There are many other civic-minded people as well who sincerely want to join hands to protect all Wyoming citizens from harm to both their person and property. Instead, two Cheyenne City Councilmen have been working in secret with Wyoming Equality for months, refusing every request even to see a draft of what they are working on.

It is clearer every day that the real point of the ordinance is not to stop actual discrimination, but to insert “sexual orientation” and “gender identity” language into city code. That’s the whole thing. Anybody who thinks there’s a better way to address discrimination is excluded from the table.

Advocating for this SOGI language, Wyoming Equality’s Sara Burlingame has a favorite talking point which was quoted in the WTE last Thursday: “[it is] currently legal to fire, evict or refuse service to someone because of their sexual orientation or gender identity.” (Councilmen Again Pushing for Protections for LGBT Residents, July 20, 2017)

Of course, this is true. But it’s a half truth, rather, it is a scintilla of the truth. The whole truth is that it is currently legal to fire, evict or refuse service to someone because of their political party, hair color, height, weight, I.Q., schooling, tattoos and a million other relevant and irrelevant factors.

But is anyone saying that we should include all of this in an ordinance? That would be silly. Laws are not given to make everybody virtuous, or to make everybody do whatever I think they ought to do.

Laws are passed when there is actual harm that is happening which needs to be stopped, not simply when there is potential harm which few, if any, are actually doing. So where is the actual harm? Who, exactly, has been denied employment or housing based on sexual orientation or gender identity? We have been debating these SOGI laws for years and still haven’t seen one single case of this kind of discrimination in Wyoming.

Andrew Koppelman, a law professor and progressive activist, has studied discrimination nationwide and found,
“Hardly any of these cases have occurred: a handful in a country of 300 million. In all of them, the people who objected to the law were asked directly to facilitate same-sex relationships, by providing wedding, adoption, or artificial insemination services, or rental of bedrooms. There have been no claims of a right to simply refuse to deal with gay people.” (A Zombie in the Supreme Court: The Elane Photography Cert Denial)

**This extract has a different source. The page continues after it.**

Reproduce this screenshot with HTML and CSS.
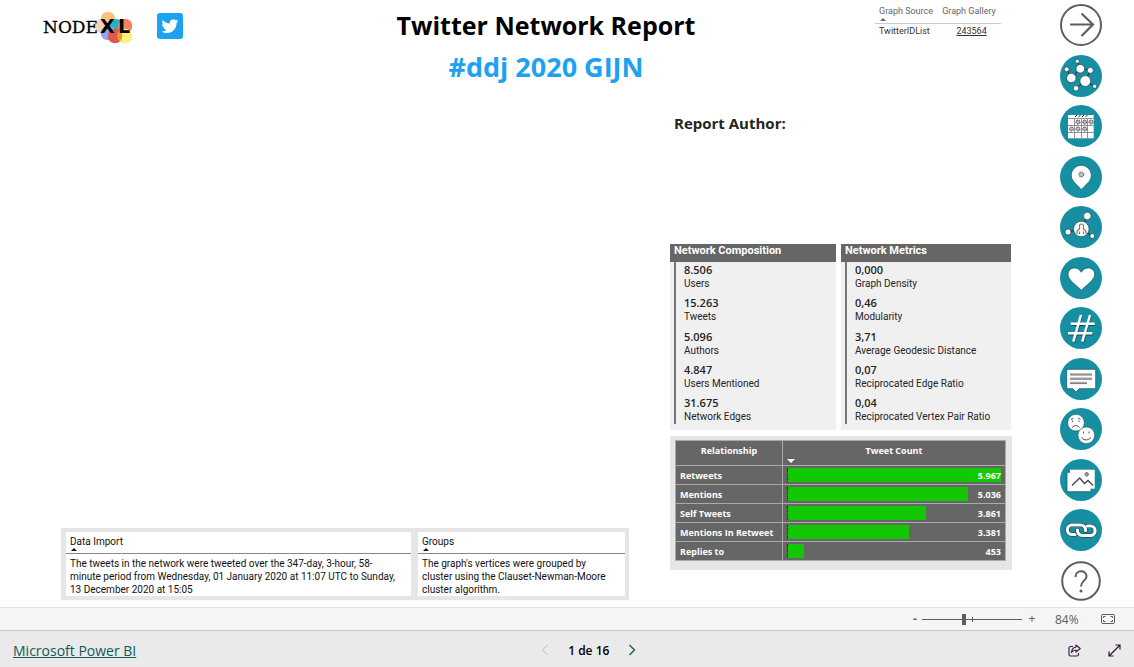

Again, there have been no claims of a right to simply refuse service to gay people. None. What people are claiming is the right to decline saying things, by word or deed, that they don’t believe to be true. They simply want the same right that Wyoming Equality exercises every day.

For this reason, I find it offensive and disingenuous when people who are defending the First Amendment are smeared as “haters” who want to deny service to certain people. Those who make these unjust claims know better. They just don’t want to talk about the real issue.

There simply is no rising tide of discrimination against people on the basis of gender ideology. But there is, demonstrably, a rising trend to punish people who disagree with gender ideology. So who wants Cheyenne to punish those who oppose the new gender ideology?

Benjamin Rasmussen, Rolling Stone Magazine
The June 23, 2017 edition of Rolling Stone suggests an answer. Andy Kroll writes about software mogul, Tim Gill, who is methodically using his $500 million fortune to bankroll SOGI legislation across the country (“Meet the Megadonor Behind the LGBT Rights Movement").

He is not putting his money into national politics. Instead, he is stealthily giving thousands of dollars to elect local officials and push SOGI laws which “punish the wicked” (Tim Gill's words). Is this what is happening to Cheyenne?

By a sustained lack of transparency, Councilmen Roybal and Johnson have left room for this suspicion. When we elect councilpersons, we expect them to work with each other to draft laws in Cheyenne’s interest. We don’t want them to outsource the drafting to out of state activists for partisan interests.

But let’s get back to Wyoming Equality’s right to discriminate. Do I want to pass a law that strips them of these rights? By no means. I will reason and cajole. I will seek to persuade them both publicly and privately to respect my person and my ideals. But I will never, ever, seek the force of law to hinder their rights to speak and act according to their convictions. We should agree on this, at least.

The freedom to speak and act according to one’s convictions comes from a source higher than government. It derives from our common humanity. Governments have no right to take it away. We shouldn’t give them the power. The sweetness of a momentary victory comes at a bitter cost to our common dignity.

For the moment, people on both sides of the issue are free to say and do things that challenge the other side. We are both free to disagree using reason, logic, morals, beliefs, and even feelings. The playing field is level. I don’t call this discrimination, but Wyoming Equality does. They have that right.

Whatever we call it, we should all use our freedoms in charity and respect. SOGI ordinances foster neither. They only take free speech from people like me, and skew the playing field.